*DIRECTION*. What follows is a set of entries. Give them again exactly, without the pictures.

** BEGIN **

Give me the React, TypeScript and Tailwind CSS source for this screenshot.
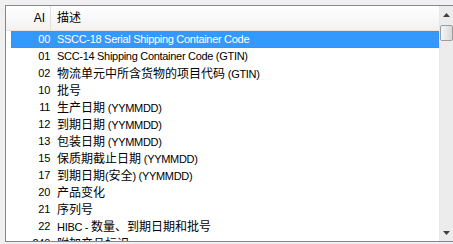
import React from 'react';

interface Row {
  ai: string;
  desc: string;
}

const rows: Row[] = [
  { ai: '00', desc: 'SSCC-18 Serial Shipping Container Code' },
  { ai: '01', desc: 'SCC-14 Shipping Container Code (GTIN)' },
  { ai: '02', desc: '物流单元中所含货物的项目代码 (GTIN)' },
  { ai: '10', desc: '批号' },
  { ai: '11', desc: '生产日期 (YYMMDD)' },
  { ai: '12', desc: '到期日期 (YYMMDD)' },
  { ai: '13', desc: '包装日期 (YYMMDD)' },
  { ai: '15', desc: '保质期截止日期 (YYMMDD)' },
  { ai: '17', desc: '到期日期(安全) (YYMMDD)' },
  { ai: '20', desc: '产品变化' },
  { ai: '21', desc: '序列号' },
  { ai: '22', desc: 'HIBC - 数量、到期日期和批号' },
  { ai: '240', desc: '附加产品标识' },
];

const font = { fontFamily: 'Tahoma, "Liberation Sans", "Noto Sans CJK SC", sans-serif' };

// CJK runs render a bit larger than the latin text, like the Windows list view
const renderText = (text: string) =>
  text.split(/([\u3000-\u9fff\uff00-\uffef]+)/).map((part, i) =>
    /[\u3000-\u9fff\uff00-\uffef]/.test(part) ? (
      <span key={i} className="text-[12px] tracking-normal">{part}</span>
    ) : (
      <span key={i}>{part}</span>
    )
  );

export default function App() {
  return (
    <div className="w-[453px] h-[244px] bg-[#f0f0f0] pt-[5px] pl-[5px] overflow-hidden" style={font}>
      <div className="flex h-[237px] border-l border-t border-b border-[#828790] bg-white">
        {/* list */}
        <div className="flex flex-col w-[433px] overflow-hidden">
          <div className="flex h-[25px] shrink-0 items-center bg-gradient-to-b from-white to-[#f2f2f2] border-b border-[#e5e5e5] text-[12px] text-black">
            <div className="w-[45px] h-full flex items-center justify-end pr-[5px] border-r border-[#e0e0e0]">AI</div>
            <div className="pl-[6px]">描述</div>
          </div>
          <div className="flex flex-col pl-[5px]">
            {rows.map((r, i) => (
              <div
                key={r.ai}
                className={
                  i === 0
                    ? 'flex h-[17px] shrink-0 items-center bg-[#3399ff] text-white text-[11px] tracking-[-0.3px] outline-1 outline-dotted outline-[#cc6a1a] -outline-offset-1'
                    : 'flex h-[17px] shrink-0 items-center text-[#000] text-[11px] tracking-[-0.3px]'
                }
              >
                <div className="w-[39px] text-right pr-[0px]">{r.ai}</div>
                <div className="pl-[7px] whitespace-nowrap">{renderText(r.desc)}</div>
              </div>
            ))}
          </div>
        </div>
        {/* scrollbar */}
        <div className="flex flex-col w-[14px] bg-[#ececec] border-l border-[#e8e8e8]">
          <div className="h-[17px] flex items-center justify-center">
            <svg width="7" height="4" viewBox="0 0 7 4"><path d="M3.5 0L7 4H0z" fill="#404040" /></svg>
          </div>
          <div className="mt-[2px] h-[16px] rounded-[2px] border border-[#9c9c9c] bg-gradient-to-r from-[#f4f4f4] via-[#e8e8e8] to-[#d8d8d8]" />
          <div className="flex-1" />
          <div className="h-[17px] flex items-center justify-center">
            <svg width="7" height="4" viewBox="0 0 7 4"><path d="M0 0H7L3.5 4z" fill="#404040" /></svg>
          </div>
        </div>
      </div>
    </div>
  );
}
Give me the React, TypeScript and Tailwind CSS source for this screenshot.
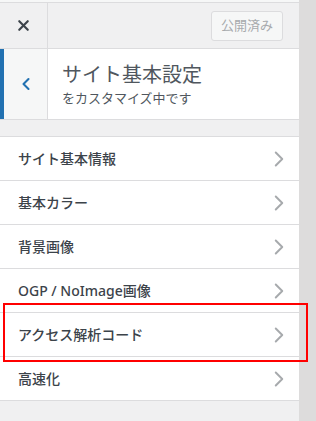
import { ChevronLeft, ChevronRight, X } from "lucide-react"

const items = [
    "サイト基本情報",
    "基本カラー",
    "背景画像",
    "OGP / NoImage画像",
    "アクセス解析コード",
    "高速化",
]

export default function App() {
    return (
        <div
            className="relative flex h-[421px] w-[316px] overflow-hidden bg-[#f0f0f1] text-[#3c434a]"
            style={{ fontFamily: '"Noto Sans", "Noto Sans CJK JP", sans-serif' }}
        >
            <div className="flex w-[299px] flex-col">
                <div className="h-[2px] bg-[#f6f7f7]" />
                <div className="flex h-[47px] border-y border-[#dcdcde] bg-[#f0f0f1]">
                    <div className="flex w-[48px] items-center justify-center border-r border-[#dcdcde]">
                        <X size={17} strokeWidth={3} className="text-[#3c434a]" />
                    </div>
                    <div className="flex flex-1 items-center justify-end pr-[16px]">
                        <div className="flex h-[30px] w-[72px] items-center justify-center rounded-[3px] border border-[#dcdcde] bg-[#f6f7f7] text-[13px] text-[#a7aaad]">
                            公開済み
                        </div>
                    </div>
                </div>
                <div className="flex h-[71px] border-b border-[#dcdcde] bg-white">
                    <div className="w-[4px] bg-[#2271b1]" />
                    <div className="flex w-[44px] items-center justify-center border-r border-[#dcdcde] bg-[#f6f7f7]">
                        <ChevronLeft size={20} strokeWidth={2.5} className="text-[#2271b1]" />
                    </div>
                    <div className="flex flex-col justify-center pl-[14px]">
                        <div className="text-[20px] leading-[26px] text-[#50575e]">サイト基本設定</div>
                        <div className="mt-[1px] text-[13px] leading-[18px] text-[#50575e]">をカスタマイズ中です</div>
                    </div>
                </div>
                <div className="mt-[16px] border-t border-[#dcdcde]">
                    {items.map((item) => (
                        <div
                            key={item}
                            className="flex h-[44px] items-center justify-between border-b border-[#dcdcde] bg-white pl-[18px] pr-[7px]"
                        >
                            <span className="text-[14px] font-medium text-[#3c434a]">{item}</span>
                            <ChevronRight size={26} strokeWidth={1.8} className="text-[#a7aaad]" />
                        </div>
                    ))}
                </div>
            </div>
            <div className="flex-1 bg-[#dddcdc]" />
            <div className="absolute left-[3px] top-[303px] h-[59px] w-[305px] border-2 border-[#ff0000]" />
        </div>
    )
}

** END **

*SOLVED EXERCISE*.
Give me the React, TypeScript and Tailwind CSS source for this screenshot.
import React from 'react';

interface Row {
  ai: string;
  desc: string;
}

const rows: Row[] = [
  { ai: '00', desc: 'SSCC-18 Serial Shipping Container Code' },
  { ai: '01', desc: 'SCC-14 Shipping Container Code (GTIN)' },
  { ai: '02', desc: '物流单元中所含货物的项目代码 (GTIN)' },
  { ai: '10', desc: '批号' },
  { ai: '11', desc: '生产日期 (YYMMDD)' },
  { ai: '12', desc: '到期日期 (YYMMDD)' },
  { ai: '13', desc: '包装日期 (YYMMDD)' },
  { ai: '15', desc: '保质期截止日期 (YYMMDD)' },
  { ai: '17', desc: '到期日期(安全) (YYMMDD)' },
  { ai: '20', desc: '产品变化' },
  { ai: '21', desc: '序列号' },
  { ai: '22', desc: 'HIBC - 数量、到期日期和批号' },
  { ai: '240', desc: '附加产品标识' },
];

const font = { fontFamily: 'Tahoma, "Liberation Sans", "Noto Sans CJK SC", sans-serif' };

// CJK runs render a bit larger than the latin text, like the Windows list view
const renderText = (text: string) =>
  text.split(/([\u3000-\u9fff\uff00-\uffef]+)/).map((part, i) =>
    /[\u3000-\u9fff\uff00-\uffef]/.test(part) ? (
      <span key={i} className="text-[12px] tracking-normal">{part}</span>
    ) : (
      <span key={i}>{part}</span>
    )
  );

export default function App() {
  return (
    <div className="w-[453px] h-[244px] bg-[#f0f0f0] pt-[5px] pl-[5px] overflow-hidden" style={font}>
      <div className="flex h-[237px] border-l border-t border-b border-[#828790] bg-white">
        {/* list */}
        <div className="flex flex-col w-[433px] overflow-hidden">
          <div className="flex h-[25px] shrink-0 items-center bg-gradient-to-b from-white to-[#f2f2f2] border-b border-[#e5e5e5] text-[12px] text-black">
            <div className="w-[45px] h-full flex items-center justify-end pr-[5px] border-r border-[#e0e0e0]">AI</div>
            <div className="pl-[6px]">描述</div>
          </div>
          <div className="flex flex-col pl-[5px]">
            {rows.map((r, i) => (
              <div
                key={r.ai}
                className={
                  i === 0
                    ? 'flex h-[17px] shrink-0 items-center bg-[#3399ff] text-white text-[11px] tracking-[-0.3px] outline-1 outline-dotted outline-[#cc6a1a] -outline-offset-1'
                    : 'flex h-[17px] shrink-0 items-center text-[#000] text-[11px] tracking-[-0.3px]'
                }
              >
                <div className="w-[39px] text-right pr-[0px]">{r.ai}</div>
                <div className="pl-[7px] whitespace-nowrap">{renderText(r.desc)}</div>
              </div>
            ))}
          </div>
        </div>
        {/* scrollbar */}
        <div className="flex flex-col w-[14px] bg-[#ececec] border-l border-[#e8e8e8]">
          <div className="h-[17px] flex items-center justify-center">
            <svg width="7" height="4" viewBox="0 0 7 4"><path d="M3.5 0L7 4H0z" fill="#404040" /></svg>
          </div>
          <div className="mt-[2px] h-[16px] rounded-[2px] border border-[#9c9c9c] bg-gradient-to-r from-[#f4f4f4] via-[#e8e8e8] to-[#d8d8d8]" />
          <div className="flex-1" />
          <div className="h-[17px] flex items-center justify-center">
            <svg width="7" height="4" viewBox="0 0 7 4"><path d="M0 0H7L3.5 4z" fill="#404040" /></svg>
          </div>
        </div>
      </div>
    </div>
  );
}
Give me the React, TypeScript and Tailwind CSS source for this screenshot.
import { ChevronLeft, ChevronRight, X } from "lucide-react"

const items = [
    "サイト基本情報",
    "基本カラー",
    "背景画像",
    "OGP / NoImage画像",
    "アクセス解析コード",
    "高速化",
]

export default function App() {
    return (
        <div
            className="relative flex h-[421px] w-[316px] overflow-hidden bg-[#f0f0f1] text-[#3c434a]"
            style={{ fontFamily: '"Noto Sans", "Noto Sans CJK JP", sans-serif' }}
        >
            <div className="flex w-[299px] flex-col">
                <div className="h-[2px] bg-[#f6f7f7]" />
                <div className="flex h-[47px] border-y border-[#dcdcde] bg-[#f0f0f1]">
                    <div className="flex w-[48px] items-center justify-center border-r border-[#dcdcde]">
                        <X size={17} strokeWidth={3} className="text-[#3c434a]" />
                    </div>
                    <div className="flex flex-1 items-center justify-end pr-[16px]">
                        <div className="flex h-[30px] w-[72px] items-center justify-center rounded-[3px] border border-[#dcdcde] bg-[#f6f7f7] text-[13px] text-[#a7aaad]">
                            公開済み
                        </div>
                    </div>
                </div>
                <div className="flex h-[71px] border-b border-[#dcdcde] bg-white">
                    <div className="w-[4px] bg-[#2271b1]" />
                    <div className="flex w-[44px] items-center justify-center border-r border-[#dcdcde] bg-[#f6f7f7]">
                        <ChevronLeft size={20} strokeWidth={2.5} className="text-[#2271b1]" />
                    </div>
                    <div className="flex flex-col justify-center pl-[14px]">
                        <div className="text-[20px] leading-[26px] text-[#50575e]">サイト基本設定</div>
                        <div className="mt-[1px] text-[13px] leading-[18px] text-[#50575e]">をカスタマイズ中です</div>
                    </div>
                </div>
                <div className="mt-[16px] border-t border-[#dcdcde]">
                    {items.map((item) => (
                        <div
                            key={item}
                            className="flex h-[44px] items-center justify-between border-b border-[#dcdcde] bg-white pl-[18px] pr-[7px]"
                        >
                            <span className="text-[14px] font-medium text-[#3c434a]">{item}</span>
                            <ChevronRight size={26} strokeWidth={1.8} className="text-[#a7aaad]" />
                        </div>
                    ))}
                </div>
            </div>
            <div className="flex-1 bg-[#dddcdc]" />
            <div className="absolute left-[3px] top-[303px] h-[59px] w-[305px] border-2 border-[#ff0000]" />
        </div>
    )
}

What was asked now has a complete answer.